Yet the war also constricted the supply of books. Paper was rationed, beginning in March 1940, when publishers were allowed only 60 percent of what they had used in 1938-9. The proportion fell to 37.5 percent by January 1, 1942, when the Book Production War Economy Agreement took effect. This scheme mandated smaller type, less white space, and inferior paper and bindings. It resulted in some remarkably ugly books, but it conserved raw materials. Publication of new titles declined to roughly half prewar levels, and the production of reprints fell even more precipitously. German bombers damaged about fifty libraries and destroyed some 750,000 volumes, nearly a third of them in the British Museum. On December 29–30, 1940, a raid gutted Paternoster Row, the center of the book trade: 5 million volumes were lost in the warehouse of wholesaler Simpkin Marshall. Overall, about twenty firms were devastated in the Blitz, including Eyre and Spottiswoode, George Allen and Unwin, Ward Lock, Hodder and Stoughton, Methuen, George G. Harrap, Hutchinson, Michael Joseph, Nelson and Sons, Gerald Duckworth, and even Hurst and Blackett, the UK publisher of
Mein Kampf
(surely an historic low point in author–publisher relations). The resulting loss of company records has seriously handicapped book historians, though the Luftwaffe was not solely to blame for that: some archives were patriotically sacrificed to waste-paper drives.

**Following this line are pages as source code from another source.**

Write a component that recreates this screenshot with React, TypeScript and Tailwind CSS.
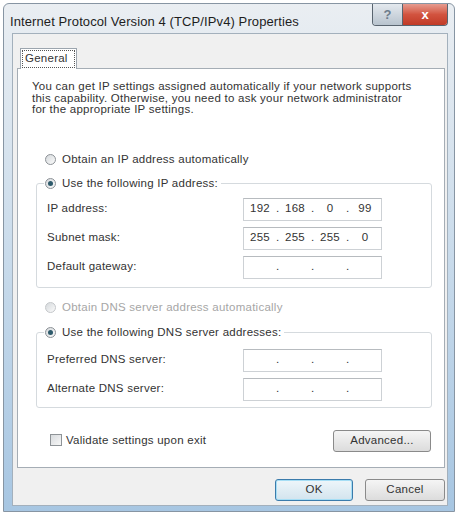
import { Fragment } from 'react'

/**
 * IPv4 properties dialog (Windows 7 look)
 * Title bar, General tab, two radio groups with IP fields, footer buttons.
 */

function Radio({ checked = false, disabled = false }: { checked?: boolean; disabled?: boolean }) {
  return (
    <span
      className={`w-[11px] h-[11px] shrink-0 rounded-full border flex items-center justify-center bg-gradient-to-br from-[#d5d9dc] to-[#fbfbfb] ${
        disabled ? 'border-[#c4c7ca]' : 'border-[#8c9196]'
      }`}
    >
      {checked && <span className="w-[5px] h-[5px] rounded-full bg-[#2e5a6b]" />}
    </span>
  )
}

function IpBox({ value }: { value?: string[] }) {
  return (
    <div className="w-[139px] h-[23px] bg-white border border-[#cdd1d5] border-t-[#b7bbbf] flex items-center text-[#333]">
      {[0, 1, 2, 3].map((i) => (
        <Fragment key={i}>
          <span className="flex-1 text-center">{value?.[i] ?? ''}</span>
          {i < 3 && <span className="w-[3px] text-center">.</span>}
        </Fragment>
      ))}
    </div>
  )
}

function FieldRow({ label, value }: { label: string; value?: string[] }) {
  return (
    <div className="flex items-center pl-[10px]">
      <span className="w-[196px]">{label}</span>
      <IpBox value={value} />
    </div>
  )
}

export default function App() {
  return (
    <div className="w-[460px] h-[515px] bg-white pt-[3px] pl-[3px] pr-[5px] pb-[3px] font-['Liberation_Sans',Arial,sans-serif] text-[#333]">
      {/* Window frame */}
      <div className="h-full flex flex-col rounded-t-[6px] border border-[#8795a3] bg-gradient-to-b from-[#eaeef2] via-[#c9dbeb] to-[#a7c6e2]">
        {/* Title bar */}
        <div className="h-[30px] flex justify-between items-start pl-[6px] pr-[6px]">
          <span className="pt-[10px] text-[13px] leading-[15px] tracking-[0.1px] text-[#1e1e1e]">
            Internet Protocol Version 4 (TCP/IPv4) Properties
          </span>
          <div className="flex h-[22px] border border-t-0 border-[#59646f] rounded-b-[4px] overflow-hidden">
            <div className="w-[30px] flex items-center justify-center bg-gradient-to-b from-[#e4e9ee] to-[#b8c3ce] border-r border-[#59646f] text-[13px] font-bold text-[#6d7c8c]">
              ?
            </div>
            <div className="w-[44px] flex items-center justify-center bg-gradient-to-b from-[#e59b8f] via-[#d2533f] to-[#c13a26] text-[13px] font-bold text-white">
              x
            </div>
          </div>
        </div>

        {/* Client area */}
        <div className="flex-1 pl-[8px] pr-[6px] pb-[5px]">
          <div className="h-full bg-[#f0f0f0] border border-[#a3b0bc] flex flex-col pl-[4px] pr-[2px] pt-[14px] pb-[4px] text-[11.5px] tracking-[0.25px]">
            {/* Tab header */}
            <div className="ml-[3px] w-[57px] h-[21px] -mb-px relative z-10 bg-white border border-b-0 border-[#9ca5ae] p-[1px]">
              <div className="h-full border border-dotted border-[#555] flex items-center pl-[2px] leading-none">
                General
              </div>
            </div>

            {/* Tab panel */}
            <div className="h-[400px] bg-white border border-[#a5adb5] flex flex-col">
              <p className="pl-[14px] pt-[12px] leading-[11.5px] whitespace-nowrap">
                You can get IP settings assigned automatically if your network supports
                <br />
                this capability. Otherwise, you need to ask your network administrator
                <br />
                for the appropriate IP settings.
              </p>

              <div className="mt-[36px] h-[16px] flex items-center gap-[6px] pl-[27px]">
                <Radio />
                <span>Obtain an IP address automatically</span>
              </div>

              <fieldset className="mt-[8px] ml-[18px] mr-[12px] border border-[#d5dade] rounded-[3px] pt-[6px] pb-[8px] flex flex-col gap-[6px]">
                <legend className="ml-[7px] px-[1px]">
                  <span className="h-[16px] flex items-center gap-[6px] pr-[2px]">
                    <Radio checked />
                    <span>Use the following IP address:</span>
                  </span>
                </legend>
                <FieldRow label="IP address:" value={['192', '168', '0', '99']} />
                <FieldRow label="Subnet mask:" value={['255', '255', '255', '0']} />
                <FieldRow label="Default gateway:" />
              </fieldset>

              <div className="mt-[12px] h-[16px] flex items-center gap-[6px] pl-[27px] text-[#a6a6a6]">
                <Radio disabled />
                <span>Obtain DNS server address automatically</span>
              </div>

              <fieldset className="mt-[9px] ml-[18px] mr-[12px] border border-[#d5dade] rounded-[3px] pt-[8px] pb-[6px] flex flex-col gap-[6px]">
                <legend className="ml-[7px] px-[1px]">
                  <span className="h-[16px] flex items-center gap-[6px] pr-[2px]">
                    <Radio checked />
                    <span>Use the following DNS server addresses:</span>
                  </span>
                </legend>
                <FieldRow label="Preferred DNS server:" />
                <FieldRow label="Alternate DNS server:" />
              </fieldset>

              <div className="mt-[22px] flex justify-between items-start pl-[32px] pr-[13px]">
                <div className="mt-[2px] flex items-center gap-[4px]">
                  <span className="w-[12px] h-[12px] border border-[#8e9397] bg-gradient-to-br from-[#d8dbde] to-[#f7f7f7]" />
                  <span>Validate settings upon exit</span>
                </div>
                <button className="w-[98px] h-[22px] rounded-[3px] border border-[#8a8a8a] bg-gradient-to-b from-[#f5f5f5] to-[#dcdcdc]">
                  Advanced...
                </button>
              </div>
            </div>

            {/* Footer buttons */}
            <div className="mt-[11px] flex justify-end gap-[12px]">
              <button className="w-[78px] h-[22px] rounded-[3px] border border-[#3b7bab] shadow-[inset_0_0_0_1px_#a6def5] bg-gradient-to-b from-[#eef6fa] to-[#d3e4ee]">
                OK
              </button>
              <button className="w-[80px] h-[22px] rounded-[3px] border border-[#8a8a8a] bg-gradient-to-b from-[#f5f5f5] to-[#dcdcdc]">
                Cancel
              </button>
            </div>
          </div>
        </div>
      </div>
    </div>
  )
}
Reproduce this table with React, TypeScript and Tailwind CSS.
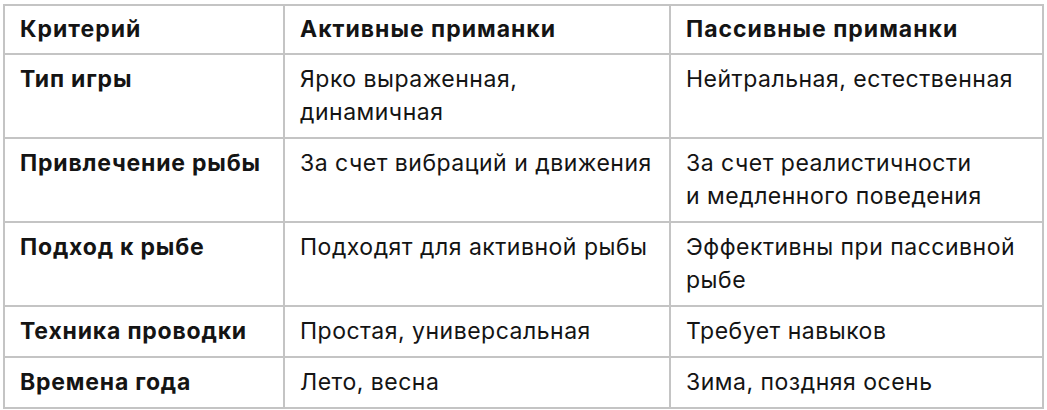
const rows: [string, string, string][] = [
  ['Тип игры', 'Ярко выраженная, динамичная', 'Нейтральная, естественная'],
  ['Привлечение рыбы', 'За счет вибраций и движения', 'За счет реалистичности и медленного поведения'],
  ['Подход к рыбе', 'Подходят для активной рыбы', 'Эффективны при пассивной рыбе'],
  ['Техника проводки', 'Простая, универсальная', 'Требует навыков'],
  ['Времена года', 'Лето, весна', 'Зима, поздняя осень'],
];

const twoLine: Record<string, [string, string]> = {
  'Ярко выраженная, динамичная': ['Ярко выраженная,', 'динамичная'],
  'За счет реалистичности и медленного поведения': ['За счет реалистичности', 'и медленного поведения'],
  'Эффективны при пассивной рыбе': ['Эффективны при пассивной', 'рыбе'],
};

function CellText({ text }: { text: string }) {
  const parts = twoLine[text];
  if (!parts) return <>{text}</>;
  return (
    <>
      {parts[0]}
      <br />
      {parts[1]}
    </>
  );
}

export default function App() {
  return (
    <div
      className="w-[1047px] h-[410px] bg-white pt-[4px] pl-[3px] text-[#141414]"
      style={{ fontFamily: 'Inter, sans-serif' }}
    >
      <table className="border-collapse text-[23px] leading-[33px] tracking-[0.5px]">
        <colgroup>
          <col className="w-[280px]" />
          <col className="w-[386px]" />
          <col className="w-[373px]" />
        </colgroup>
        <thead>
          <tr>
            <th className="border-2 border-[#c4c4c4] px-[15px] py-[7px] text-left align-top font-bold tracking-[1px]">Критерий</th>
            <th className="border-2 border-[#c4c4c4] px-[15px] py-[7px] text-left align-top font-bold tracking-[1px]">Активные приманки</th>
            <th className="border-2 border-[#c4c4c4] px-[15px] py-[7px] text-left align-top font-bold tracking-[1px]">Пассивные приманки</th>
          </tr>
        </thead>
        <tbody>
          {rows.map(([a, b, c]) => (
            <tr key={a}>
              <td className="border-2 border-[#c4c4c4] px-[15px] pt-[8px] pb-[8px] align-top font-bold tracking-[0.8px]">{a}</td>
              <td className="border-2 border-[#c4c4c4] px-[15px] pt-[8px] pb-[8px] align-top">
                <CellText text={b} />
              </td>
              <td className="border-2 border-[#c4c4c4] px-[15px] pt-[8px] pb-[8px] align-top">
                <CellText text={c} />
              </td>
            </tr>
          ))}
        </tbody>
      </table>
    </div>
  );
}
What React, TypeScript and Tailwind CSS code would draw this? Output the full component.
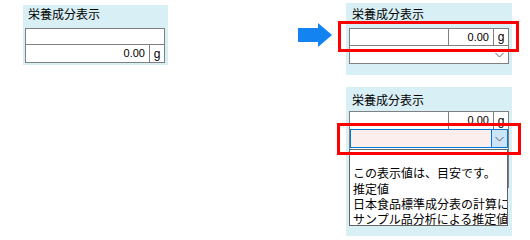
import React from "react";

const jp = "font-['Noto_Sans_CJK_JP','Noto_Sans',sans-serif]";
const num = "font-['Liberation_Sans',Arial,sans-serif]";

function Chevron() {
  return (
    <svg width="9" height="6" viewBox="0 0 9 6" className="block">
      <path d="M0.5 1 L4.5 5 L8.5 1" fill="none" stroke="#5f5f5f" strokeWidth="1" />
    </svg>
  );
}

function Title({ pt }: { pt: string }) {
  return (
    <div className={`${pt} pl-[3px] text-[12px] leading-[12px] text-black ${jp}`}>
      栄養成分表示
    </div>
  );
}

function ValueRow({ h = "h-[17px]" }: { h?: string }) {
  return (
    <div className={`flex ${h}`}>
      <div className="w-[99px] border-r border-[#808080]" />
      <div
        className={`flex w-[45px] items-center justify-end border-r border-[#808080] pr-[4px] text-[11px] ${num}`}
      >
        0.00
      </div>
      <div className={`flex flex-1 items-center justify-center text-[12px] ${num}`}>g</div>
    </div>
  );
}

const options = [
  "",
  "この表示値は、目安です。",
  "推定値",
  "日本食品標準成分表の計算に",
  "サンプル品分析による推定値",
];

export default function App() {
  return (
    <div className="relative flex h-[236px] w-[530px] items-start overflow-hidden bg-white">
      {/* before */}
      <div className="ml-[23px] mt-[5px] w-[145px] bg-[#d9eff6] pb-[2px] pl-[2px] pr-[3px]">
        <div className="h-[23px]">
          <Title pt="pt-[3px]" />
        </div>
        <div className="border border-[#808080] bg-white">
          <div className="h-[16px] border-b border-[#808080]" />
          <div className="flex h-[17px]">
            <div
              className={`flex flex-1 items-center justify-end border-r border-[#808080] pr-[4px] text-[11px] ${num}`}
            >
              0.00
            </div>
            <div className={`flex w-[14px] items-center justify-center text-[12px] ${num}`}>g</div>
          </div>
        </div>
      </div>

      {/* arrow */}
      <svg width="34" height="24" viewBox="0 0 34 24" className="ml-[130px] mt-[23px] block">
        <polygon points="0,5 20,5 20,0 34,12 20,24 20,19 0,19" fill="#1383f2" />
      </svg>

      {/* after */}
      <div className="ml-[14px] flex flex-col">
        <div className="mt-[3px] h-[72px] w-[166px] bg-[#d9eff6] pl-[3px] pr-[3px]">
          <div className="h-[25px]">
            <Title pt="pt-[5px]" />
          </div>
          <div className="border border-[#808080] bg-white">
            <div className="border-b border-[#808080]">
              <ValueRow h="h-[16px]" />
            </div>
            <div className="flex h-[17px] items-center justify-end pr-[4px]">
              <Chevron />
            </div>
          </div>
        </div>

        <div className="mt-[12px] h-[149px] w-[166px] bg-[#d9eff6] pl-[3px] pr-[3px]">
          <div className="h-[24px]">
            <Title pt="pt-[7px]" />
          </div>
          <div className="relative border-x border-t border-[#808080] bg-white">
            <ValueRow />
            <div className="flex h-[19px] border border-[#0078d7] bg-[#fdeeee]">
              <div className="flex-1" />
              <div className="flex w-[16px] items-center justify-center border-l border-[#0078d7] bg-[#cce4f7]">
                <Chevron />
              </div>
            </div>
            <div className="h-[40px]" />
            <div
              className={`absolute left-[-1px] top-[37px] h-[77px] w-[159px] overflow-hidden border border-[#646464] bg-white text-[12px] leading-[15.3px] text-black ${jp}`}
            >
              {options.map((o, i) => (
                <div key={i} className="h-[15.3px] whitespace-nowrap pl-[3px]">
                  {o}
                </div>
              ))}
            </div>
          </div>
        </div>
      </div>

      {/* highlight boxes */}
      <div className="pointer-events-none absolute left-[338px] top-[21px] h-[31px] w-[181px] border-[3px] border-[#ff0000]" />
      <div className="pointer-events-none absolute left-[337px] top-[123px] h-[32px] w-[184px] border-[3px] border-[#ff0000]" />
    </div>
  );
}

After World War II, the world of British publishing expanded (rising from 320 firms in 1939 to 572 in 1950) and became distinctly less insular. While studying at the University of Zurich, John Calder read European books and noted that many of them were not available in English. His firm, founded in 1949, published Eugène Ionesco, Fernando Arrabal, Alain Robbe-Grillet, Nathalie Sarraute, and Marguerite Duras, as well as Samuel Beckett and Henry Miller. John Lehmann’s imprint, in the span of its brief existence (1946–52), published Tennessee Williams, Saul Bellow, Gore Vidal, Paul Bowles, Theodore Roethke, Nikos Kazantzakis, Jean-Paul Sartre, and André Malraux. In addition to Henry Miller, Anaiïs Nin, Jean Cocteau, Octavio Paz, and Yukio Mishima, Peter Owen had the foresight to publish Hermann Hesse, in time for the
Siddhartha
craze of the 1960s. Jonathan Cape took the lead in introducing British readers to Latin American authors, including Gabriel García Márquez, Pablo Neruda, Octavio Paz, Isabel Allende, Jorge Luis Borges, Mario Vargas Llosa, and Carlos Fuentes. This globalizing trend was due in part to the entry of some enterprising central European émigrés into the clubby circles of UK publishing, among them George Weidenfeld (Weidenfeld and Nicolson), Paul Hamlyn (Octopus Books), Walter Neurath (who made Thames and Hudson a major art publisher), and André Deutsch. Deutsch’s list included Norman Mailer, Mordecai Richler, Philip Roth, John Updike, Jack Kerouac, Andrei Sakharov, John Kenneth Galbraith, Simone de Beauvoir, and V. S. Naipaul.
The British book industry was still able to generate some staggering pop-culture successes. By 1964, there were more than 40 million copies of Ian Fleming’s James Bond thrillers in print, accounting for almost all of Jonathan Cape’s profit margin. Overall, by 1970, 23,500 titles were published, more than twice the figure for 1950.
Modern British publishers owed much of their prosperity to imperial and other overseas markets. Macmillan had launched its successful “Colonial Library” in 1886. The following year, Thomas Nelson and Sons issued a Nyanja-language reader for what is now Malawi, and went on to develop a lucrative imperial trade in textbooks, with branch offices in Canada, Australia, Nigeria, South Africa, and Kenya. By the mid-1950s, Penguin was selling 10 million books a year, just over half of them overseas. In 1969, UK book sales totaled 77 million copies valued at £145.7 million, of which 47 percent were exported. Under the British Commonwealth Market Agreement, UK publishers agreed to retain Commonwealth rights to books whenever they sold US rights to American publishers, and to acquire Commonwealth rights whenever they bought UK rights to American books. That meant that Australasian readers sometimes had to pay more for British books than they might have had to pay for American editions. The agreement was terminated in 1976, having run foul of US antitrust laws.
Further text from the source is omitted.